**Exercise directions**
Using the material below, copy every line where "React" appears.
++++ Source excerpt ++++
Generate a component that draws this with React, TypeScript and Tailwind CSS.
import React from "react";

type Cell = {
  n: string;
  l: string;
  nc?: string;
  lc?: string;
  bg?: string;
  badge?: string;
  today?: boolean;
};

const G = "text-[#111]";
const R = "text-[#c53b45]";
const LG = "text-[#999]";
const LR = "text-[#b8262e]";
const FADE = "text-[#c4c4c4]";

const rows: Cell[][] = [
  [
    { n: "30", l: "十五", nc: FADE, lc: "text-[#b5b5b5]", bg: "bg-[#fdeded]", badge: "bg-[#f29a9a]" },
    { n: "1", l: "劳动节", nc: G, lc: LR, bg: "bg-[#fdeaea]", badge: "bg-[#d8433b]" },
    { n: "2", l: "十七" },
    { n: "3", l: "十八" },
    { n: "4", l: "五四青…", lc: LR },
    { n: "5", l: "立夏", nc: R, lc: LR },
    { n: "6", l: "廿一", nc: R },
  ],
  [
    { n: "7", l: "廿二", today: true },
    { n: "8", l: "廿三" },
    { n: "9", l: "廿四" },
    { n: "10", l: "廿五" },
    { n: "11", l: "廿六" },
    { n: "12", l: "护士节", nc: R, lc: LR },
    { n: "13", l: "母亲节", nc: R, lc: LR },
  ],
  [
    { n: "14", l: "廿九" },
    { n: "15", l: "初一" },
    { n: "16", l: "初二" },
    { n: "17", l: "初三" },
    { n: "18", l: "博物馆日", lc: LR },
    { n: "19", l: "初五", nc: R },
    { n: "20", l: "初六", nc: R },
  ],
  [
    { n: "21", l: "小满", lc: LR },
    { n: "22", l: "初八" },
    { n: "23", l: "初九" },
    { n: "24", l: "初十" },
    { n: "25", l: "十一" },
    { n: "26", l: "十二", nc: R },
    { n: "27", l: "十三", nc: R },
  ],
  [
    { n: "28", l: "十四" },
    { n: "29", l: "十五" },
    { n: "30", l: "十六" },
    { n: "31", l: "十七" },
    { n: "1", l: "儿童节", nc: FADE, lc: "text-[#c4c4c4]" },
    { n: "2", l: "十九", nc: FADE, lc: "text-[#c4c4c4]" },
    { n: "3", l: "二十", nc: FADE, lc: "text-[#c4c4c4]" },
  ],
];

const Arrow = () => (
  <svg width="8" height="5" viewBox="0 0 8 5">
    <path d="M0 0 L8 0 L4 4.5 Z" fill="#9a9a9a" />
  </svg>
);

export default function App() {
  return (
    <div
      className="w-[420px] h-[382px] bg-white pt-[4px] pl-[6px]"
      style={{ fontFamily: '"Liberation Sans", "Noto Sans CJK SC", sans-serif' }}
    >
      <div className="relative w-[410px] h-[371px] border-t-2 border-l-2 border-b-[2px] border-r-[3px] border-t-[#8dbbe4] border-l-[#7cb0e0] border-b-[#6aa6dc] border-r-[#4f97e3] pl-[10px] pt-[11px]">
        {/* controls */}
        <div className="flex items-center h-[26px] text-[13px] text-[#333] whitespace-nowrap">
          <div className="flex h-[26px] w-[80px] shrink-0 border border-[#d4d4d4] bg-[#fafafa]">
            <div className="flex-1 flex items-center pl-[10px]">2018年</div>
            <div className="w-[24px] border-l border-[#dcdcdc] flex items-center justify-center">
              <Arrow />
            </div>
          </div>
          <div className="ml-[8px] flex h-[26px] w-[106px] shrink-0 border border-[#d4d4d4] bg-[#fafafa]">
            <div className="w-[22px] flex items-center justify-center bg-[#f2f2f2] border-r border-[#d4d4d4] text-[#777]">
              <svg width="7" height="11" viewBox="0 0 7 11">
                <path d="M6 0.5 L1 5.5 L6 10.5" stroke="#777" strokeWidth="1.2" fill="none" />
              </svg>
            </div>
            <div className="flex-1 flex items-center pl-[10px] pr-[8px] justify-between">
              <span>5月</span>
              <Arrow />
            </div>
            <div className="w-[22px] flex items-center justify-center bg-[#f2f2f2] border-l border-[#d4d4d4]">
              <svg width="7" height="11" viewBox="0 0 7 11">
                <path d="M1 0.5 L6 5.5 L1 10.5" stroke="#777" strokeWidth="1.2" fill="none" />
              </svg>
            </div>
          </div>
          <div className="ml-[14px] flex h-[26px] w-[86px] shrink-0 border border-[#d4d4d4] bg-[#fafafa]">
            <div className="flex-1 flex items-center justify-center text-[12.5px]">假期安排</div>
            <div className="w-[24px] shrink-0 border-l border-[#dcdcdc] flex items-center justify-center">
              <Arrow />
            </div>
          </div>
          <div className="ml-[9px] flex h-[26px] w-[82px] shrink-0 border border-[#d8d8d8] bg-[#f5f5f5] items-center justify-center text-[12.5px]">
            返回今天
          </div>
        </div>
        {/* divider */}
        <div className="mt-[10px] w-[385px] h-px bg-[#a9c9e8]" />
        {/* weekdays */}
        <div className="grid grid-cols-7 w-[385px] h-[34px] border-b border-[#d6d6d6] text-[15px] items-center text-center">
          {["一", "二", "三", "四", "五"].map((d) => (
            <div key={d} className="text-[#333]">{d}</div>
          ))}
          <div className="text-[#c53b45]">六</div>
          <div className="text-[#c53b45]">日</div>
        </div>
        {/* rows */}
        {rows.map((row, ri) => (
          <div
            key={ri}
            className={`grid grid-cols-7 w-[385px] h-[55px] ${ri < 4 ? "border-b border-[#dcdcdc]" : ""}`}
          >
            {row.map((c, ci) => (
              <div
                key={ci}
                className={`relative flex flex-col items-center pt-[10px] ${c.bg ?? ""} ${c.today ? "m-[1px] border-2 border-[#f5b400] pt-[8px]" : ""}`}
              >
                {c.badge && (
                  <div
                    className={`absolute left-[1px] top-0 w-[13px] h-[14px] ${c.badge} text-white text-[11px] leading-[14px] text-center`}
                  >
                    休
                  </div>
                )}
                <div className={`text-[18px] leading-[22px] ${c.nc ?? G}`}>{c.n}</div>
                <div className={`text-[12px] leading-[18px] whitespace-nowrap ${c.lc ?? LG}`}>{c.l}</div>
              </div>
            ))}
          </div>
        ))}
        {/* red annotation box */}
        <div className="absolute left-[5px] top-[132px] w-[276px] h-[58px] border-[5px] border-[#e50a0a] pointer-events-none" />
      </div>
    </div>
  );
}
++++
**Written response**
Generate a component that draws this with React, TypeScript and Tailwind CSS.
import React from "react";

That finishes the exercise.